— start Information supplied —

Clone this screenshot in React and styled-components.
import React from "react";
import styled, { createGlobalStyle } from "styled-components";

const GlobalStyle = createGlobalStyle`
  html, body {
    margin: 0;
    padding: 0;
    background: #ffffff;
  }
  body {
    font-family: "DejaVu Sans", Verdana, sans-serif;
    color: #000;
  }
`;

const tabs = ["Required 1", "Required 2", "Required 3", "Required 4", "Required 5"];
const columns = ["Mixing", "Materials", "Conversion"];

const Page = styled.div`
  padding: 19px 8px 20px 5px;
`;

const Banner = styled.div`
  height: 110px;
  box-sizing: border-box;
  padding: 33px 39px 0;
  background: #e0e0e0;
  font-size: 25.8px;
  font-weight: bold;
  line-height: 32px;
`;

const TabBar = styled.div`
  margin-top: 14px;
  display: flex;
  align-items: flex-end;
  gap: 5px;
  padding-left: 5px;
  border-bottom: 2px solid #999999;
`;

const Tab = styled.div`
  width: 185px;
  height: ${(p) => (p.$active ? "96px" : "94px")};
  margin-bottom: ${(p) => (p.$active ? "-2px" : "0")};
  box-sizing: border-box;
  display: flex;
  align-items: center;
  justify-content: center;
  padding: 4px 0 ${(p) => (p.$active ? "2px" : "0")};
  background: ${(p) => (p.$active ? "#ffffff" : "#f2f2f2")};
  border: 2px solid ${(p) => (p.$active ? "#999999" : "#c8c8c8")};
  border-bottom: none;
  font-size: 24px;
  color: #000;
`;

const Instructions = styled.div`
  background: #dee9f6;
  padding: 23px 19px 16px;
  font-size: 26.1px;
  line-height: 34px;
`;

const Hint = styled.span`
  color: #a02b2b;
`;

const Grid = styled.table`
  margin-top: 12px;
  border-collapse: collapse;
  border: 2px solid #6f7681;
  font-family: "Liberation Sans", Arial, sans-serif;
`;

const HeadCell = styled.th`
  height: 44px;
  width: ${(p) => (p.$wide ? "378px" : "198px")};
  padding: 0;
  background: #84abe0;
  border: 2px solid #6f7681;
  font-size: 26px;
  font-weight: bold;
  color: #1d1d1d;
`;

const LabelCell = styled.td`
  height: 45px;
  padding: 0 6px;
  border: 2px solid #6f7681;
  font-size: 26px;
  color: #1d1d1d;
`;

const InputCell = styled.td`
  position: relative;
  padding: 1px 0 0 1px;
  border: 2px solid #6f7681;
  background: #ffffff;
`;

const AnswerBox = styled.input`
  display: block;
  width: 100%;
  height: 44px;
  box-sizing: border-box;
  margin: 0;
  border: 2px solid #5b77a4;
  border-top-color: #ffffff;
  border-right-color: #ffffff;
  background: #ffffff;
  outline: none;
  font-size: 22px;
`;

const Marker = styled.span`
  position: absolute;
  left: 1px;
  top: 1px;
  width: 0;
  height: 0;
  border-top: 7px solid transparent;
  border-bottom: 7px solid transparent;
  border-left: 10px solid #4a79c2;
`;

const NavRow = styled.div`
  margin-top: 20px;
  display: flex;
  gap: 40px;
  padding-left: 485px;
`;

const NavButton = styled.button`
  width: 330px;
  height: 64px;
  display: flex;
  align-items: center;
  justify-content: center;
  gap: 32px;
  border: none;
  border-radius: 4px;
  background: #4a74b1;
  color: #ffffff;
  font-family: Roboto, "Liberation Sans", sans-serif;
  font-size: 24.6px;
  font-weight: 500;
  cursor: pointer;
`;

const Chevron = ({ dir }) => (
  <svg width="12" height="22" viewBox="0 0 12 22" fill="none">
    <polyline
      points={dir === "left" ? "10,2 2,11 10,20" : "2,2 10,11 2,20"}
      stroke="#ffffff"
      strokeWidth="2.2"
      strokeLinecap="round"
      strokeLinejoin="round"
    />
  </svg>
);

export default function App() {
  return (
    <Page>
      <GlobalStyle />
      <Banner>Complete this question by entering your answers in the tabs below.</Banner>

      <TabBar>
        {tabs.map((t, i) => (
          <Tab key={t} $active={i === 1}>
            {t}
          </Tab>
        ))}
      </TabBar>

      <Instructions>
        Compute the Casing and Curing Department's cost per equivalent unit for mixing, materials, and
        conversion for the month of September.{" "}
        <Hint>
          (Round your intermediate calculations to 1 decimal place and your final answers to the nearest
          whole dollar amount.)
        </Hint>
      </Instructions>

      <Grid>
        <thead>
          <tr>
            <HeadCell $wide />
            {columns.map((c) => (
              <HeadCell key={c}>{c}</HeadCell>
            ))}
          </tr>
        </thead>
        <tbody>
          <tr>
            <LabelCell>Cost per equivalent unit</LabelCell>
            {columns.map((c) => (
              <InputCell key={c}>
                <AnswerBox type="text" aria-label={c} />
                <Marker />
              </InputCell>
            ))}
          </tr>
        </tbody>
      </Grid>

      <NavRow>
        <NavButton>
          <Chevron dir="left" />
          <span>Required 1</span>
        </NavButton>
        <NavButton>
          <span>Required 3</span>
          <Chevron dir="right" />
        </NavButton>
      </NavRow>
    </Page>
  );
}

— end Information supplied —
— start Information supplied —

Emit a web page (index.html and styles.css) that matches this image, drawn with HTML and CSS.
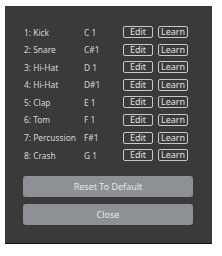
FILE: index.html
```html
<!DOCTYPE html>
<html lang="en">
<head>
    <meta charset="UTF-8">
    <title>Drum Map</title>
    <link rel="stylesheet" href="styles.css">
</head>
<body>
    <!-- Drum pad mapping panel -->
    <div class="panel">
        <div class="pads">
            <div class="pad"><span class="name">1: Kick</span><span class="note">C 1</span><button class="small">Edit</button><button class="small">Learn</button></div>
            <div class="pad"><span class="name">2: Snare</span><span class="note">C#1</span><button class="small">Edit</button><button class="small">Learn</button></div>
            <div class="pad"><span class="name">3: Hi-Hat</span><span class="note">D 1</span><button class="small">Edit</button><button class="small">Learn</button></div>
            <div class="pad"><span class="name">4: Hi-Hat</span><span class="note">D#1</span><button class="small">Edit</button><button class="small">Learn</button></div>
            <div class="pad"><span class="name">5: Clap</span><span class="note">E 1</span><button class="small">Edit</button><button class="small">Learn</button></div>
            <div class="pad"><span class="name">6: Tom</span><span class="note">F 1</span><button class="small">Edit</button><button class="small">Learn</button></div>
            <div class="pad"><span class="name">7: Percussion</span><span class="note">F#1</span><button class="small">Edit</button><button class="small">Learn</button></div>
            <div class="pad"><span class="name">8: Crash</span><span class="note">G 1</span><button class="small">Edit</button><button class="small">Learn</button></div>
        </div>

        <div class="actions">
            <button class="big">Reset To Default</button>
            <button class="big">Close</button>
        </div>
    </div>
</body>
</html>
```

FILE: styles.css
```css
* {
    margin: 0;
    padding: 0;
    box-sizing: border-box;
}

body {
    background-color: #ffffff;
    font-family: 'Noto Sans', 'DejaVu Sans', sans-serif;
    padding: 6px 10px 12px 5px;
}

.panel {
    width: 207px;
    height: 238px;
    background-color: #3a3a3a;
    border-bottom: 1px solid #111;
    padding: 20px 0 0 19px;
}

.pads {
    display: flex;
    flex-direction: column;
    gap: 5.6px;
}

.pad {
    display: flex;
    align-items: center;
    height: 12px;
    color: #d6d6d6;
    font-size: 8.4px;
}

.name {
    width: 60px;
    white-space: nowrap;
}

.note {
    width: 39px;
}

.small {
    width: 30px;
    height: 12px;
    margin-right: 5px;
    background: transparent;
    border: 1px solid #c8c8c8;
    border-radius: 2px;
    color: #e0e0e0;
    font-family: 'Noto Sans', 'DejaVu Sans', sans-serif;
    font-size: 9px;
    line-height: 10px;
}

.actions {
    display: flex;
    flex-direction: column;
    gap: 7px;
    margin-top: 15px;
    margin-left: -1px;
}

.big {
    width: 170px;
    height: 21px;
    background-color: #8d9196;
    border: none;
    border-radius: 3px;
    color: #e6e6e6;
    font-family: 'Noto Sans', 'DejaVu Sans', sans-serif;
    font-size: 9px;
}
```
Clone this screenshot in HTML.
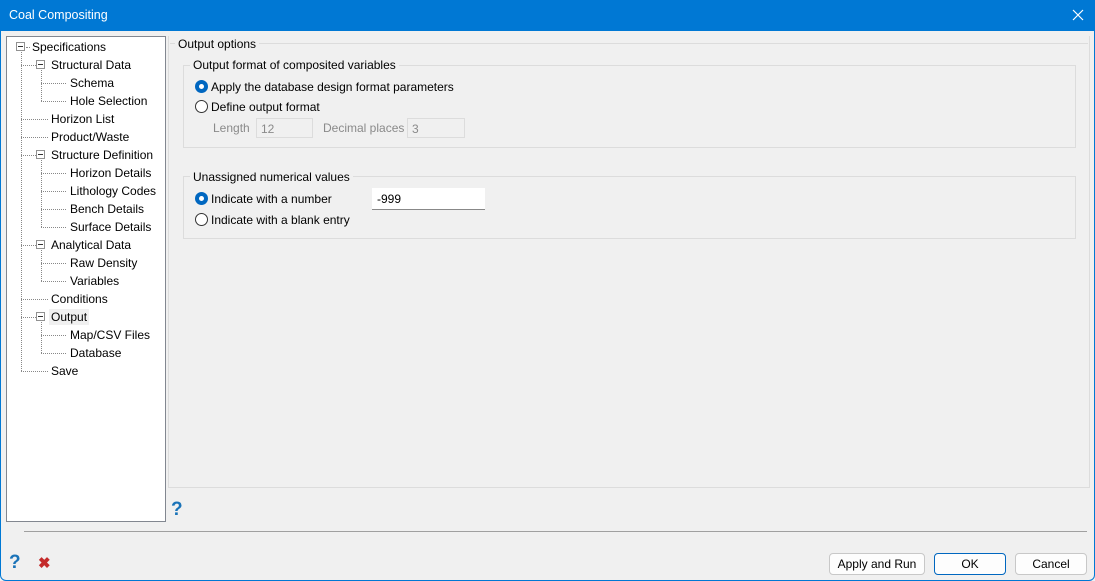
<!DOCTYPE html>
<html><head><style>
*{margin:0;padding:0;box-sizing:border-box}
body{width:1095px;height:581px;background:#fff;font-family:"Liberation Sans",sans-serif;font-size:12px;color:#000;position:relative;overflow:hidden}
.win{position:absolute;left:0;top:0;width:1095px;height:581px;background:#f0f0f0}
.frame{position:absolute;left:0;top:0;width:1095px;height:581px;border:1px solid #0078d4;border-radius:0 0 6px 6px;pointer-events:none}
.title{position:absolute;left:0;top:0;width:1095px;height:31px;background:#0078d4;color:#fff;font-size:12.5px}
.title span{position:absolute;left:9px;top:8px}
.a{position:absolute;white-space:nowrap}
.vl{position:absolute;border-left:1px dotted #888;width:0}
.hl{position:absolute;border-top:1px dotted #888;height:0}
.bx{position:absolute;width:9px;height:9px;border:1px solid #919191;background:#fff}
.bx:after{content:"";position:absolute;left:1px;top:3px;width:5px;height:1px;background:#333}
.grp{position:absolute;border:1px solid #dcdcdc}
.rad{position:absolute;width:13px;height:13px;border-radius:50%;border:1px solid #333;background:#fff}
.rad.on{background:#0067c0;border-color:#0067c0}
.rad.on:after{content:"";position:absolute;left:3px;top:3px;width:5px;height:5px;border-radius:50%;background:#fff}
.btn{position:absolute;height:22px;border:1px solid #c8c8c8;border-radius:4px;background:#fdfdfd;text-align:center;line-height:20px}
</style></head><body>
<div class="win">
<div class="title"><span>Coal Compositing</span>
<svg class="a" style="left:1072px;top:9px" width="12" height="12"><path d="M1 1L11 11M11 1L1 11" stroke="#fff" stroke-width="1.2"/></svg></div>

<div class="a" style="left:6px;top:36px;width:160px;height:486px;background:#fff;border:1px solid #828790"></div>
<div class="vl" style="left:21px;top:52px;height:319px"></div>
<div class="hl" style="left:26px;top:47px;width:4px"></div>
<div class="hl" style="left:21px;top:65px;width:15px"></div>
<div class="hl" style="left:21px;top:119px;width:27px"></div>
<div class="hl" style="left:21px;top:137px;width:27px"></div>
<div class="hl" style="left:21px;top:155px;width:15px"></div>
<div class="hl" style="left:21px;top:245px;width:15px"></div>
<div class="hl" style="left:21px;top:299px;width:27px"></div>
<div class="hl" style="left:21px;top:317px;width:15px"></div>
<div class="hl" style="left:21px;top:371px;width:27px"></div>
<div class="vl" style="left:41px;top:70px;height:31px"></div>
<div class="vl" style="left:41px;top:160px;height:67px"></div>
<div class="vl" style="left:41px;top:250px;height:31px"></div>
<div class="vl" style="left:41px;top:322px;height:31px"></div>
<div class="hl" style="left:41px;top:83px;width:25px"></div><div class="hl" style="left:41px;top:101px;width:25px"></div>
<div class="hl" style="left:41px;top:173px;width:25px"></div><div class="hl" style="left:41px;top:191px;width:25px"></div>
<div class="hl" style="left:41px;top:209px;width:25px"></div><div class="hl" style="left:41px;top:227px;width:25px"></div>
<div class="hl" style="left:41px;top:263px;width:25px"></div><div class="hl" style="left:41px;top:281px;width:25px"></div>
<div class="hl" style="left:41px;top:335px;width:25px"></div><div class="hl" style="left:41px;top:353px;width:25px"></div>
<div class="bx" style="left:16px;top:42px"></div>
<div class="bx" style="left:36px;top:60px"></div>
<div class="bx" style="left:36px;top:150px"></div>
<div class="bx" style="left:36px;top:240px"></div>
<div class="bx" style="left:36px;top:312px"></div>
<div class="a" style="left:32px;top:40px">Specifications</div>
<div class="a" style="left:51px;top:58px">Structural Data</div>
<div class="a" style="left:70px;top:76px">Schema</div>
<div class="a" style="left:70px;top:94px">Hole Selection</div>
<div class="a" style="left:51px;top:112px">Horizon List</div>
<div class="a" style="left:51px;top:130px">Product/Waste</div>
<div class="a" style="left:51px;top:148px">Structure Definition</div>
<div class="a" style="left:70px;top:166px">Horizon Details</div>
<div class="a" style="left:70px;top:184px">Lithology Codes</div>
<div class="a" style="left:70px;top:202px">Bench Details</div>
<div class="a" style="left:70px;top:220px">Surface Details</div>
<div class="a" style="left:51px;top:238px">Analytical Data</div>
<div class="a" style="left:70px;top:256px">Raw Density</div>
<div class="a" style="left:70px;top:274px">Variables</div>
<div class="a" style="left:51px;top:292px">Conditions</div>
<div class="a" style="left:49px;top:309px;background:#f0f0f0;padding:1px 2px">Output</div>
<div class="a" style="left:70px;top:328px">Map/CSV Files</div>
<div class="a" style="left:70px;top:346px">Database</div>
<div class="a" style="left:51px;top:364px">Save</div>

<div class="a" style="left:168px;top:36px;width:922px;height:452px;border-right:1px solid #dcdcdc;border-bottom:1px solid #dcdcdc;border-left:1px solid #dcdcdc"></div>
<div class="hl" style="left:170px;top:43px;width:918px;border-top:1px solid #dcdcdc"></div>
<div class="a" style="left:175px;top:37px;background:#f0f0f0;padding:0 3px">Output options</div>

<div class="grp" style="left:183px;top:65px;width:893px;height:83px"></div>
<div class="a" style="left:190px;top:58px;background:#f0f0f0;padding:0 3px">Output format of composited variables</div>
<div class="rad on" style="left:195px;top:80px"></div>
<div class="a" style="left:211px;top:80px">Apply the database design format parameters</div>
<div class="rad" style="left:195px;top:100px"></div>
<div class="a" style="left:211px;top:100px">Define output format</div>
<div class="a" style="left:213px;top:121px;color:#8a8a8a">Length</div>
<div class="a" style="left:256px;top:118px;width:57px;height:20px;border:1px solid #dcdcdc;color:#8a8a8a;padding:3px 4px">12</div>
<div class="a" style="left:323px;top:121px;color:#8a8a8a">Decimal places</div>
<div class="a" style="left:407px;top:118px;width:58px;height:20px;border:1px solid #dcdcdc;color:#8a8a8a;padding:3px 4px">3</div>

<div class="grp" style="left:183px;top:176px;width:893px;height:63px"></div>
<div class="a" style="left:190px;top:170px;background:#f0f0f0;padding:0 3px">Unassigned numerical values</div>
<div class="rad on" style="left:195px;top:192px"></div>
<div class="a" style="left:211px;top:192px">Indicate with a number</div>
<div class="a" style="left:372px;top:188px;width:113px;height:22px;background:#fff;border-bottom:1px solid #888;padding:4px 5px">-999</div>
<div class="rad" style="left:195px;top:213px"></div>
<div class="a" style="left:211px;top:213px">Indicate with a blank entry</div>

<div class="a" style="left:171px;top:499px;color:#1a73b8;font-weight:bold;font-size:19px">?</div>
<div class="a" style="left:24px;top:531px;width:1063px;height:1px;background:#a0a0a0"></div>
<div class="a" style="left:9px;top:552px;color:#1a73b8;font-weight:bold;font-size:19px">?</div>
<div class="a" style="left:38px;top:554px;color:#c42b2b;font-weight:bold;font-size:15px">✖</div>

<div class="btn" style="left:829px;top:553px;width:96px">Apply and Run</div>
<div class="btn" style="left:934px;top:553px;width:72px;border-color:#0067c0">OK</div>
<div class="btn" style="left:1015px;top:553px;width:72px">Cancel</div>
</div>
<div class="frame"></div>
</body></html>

— end Information supplied —

### What to work on
Using the entries above, reproduce word for word only the lines from the one that contains "Clone this screenshot in HTML." to the one that contains "1L11 11M11 1L1", both ends included, and drop every picture.

### Written response
Clone this screenshot in HTML.
<!DOCTYPE html>
<html><head><style>
*{margin:0;padding:0;box-sizing:border-box}
body{width:1095px;height:581px;background:#fff;font-family:"Liberation Sans",sans-serif;font-size:12px;color:#000;position:relative;overflow:hidden}
.win{position:absolute;left:0;top:0;width:1095px;height:581px;background:#f0f0f0}
.frame{position:absolute;left:0;top:0;width:1095px;height:581px;border:1px solid #0078d4;border-radius:0 0 6px 6px;pointer-events:none}
.title{position:absolute;left:0;top:0;width:1095px;height:31px;background:#0078d4;color:#fff;font-size:12.5px}
.title span{position:absolute;left:9px;top:8px}
.a{position:absolute;white-space:nowrap}
.vl{position:absolute;border-left:1px dotted #888;width:0}
.hl{position:absolute;border-top:1px dotted #888;height:0}
.bx{position:absolute;width:9px;height:9px;border:1px solid #919191;background:#fff}
.bx:after{content:"";position:absolute;left:1px;top:3px;width:5px;height:1px;background:#333}
.grp{position:absolute;border:1px solid #dcdcdc}
.rad{position:absolute;width:13px;height:13px;border-radius:50%;border:1px solid #333;background:#fff}
.rad.on{background:#0067c0;border-color:#0067c0}
.rad.on:after{content:"";position:absolute;left:3px;top:3px;width:5px;height:5px;border-radius:50%;background:#fff}
.btn{position:absolute;height:22px;border:1px solid #c8c8c8;border-radius:4px;background:#fdfdfd;text-align:center;line-height:20px}
</style></head><body>
<div class="win">
<div class="title"><span>Coal Compositing</span>
<svg class="a" style="left:1072px;top:9px" width="12" height="12"><path d="M1 1L11 11M11 1L1 11" stroke="#fff" stroke-width="1.2"/></svg></div>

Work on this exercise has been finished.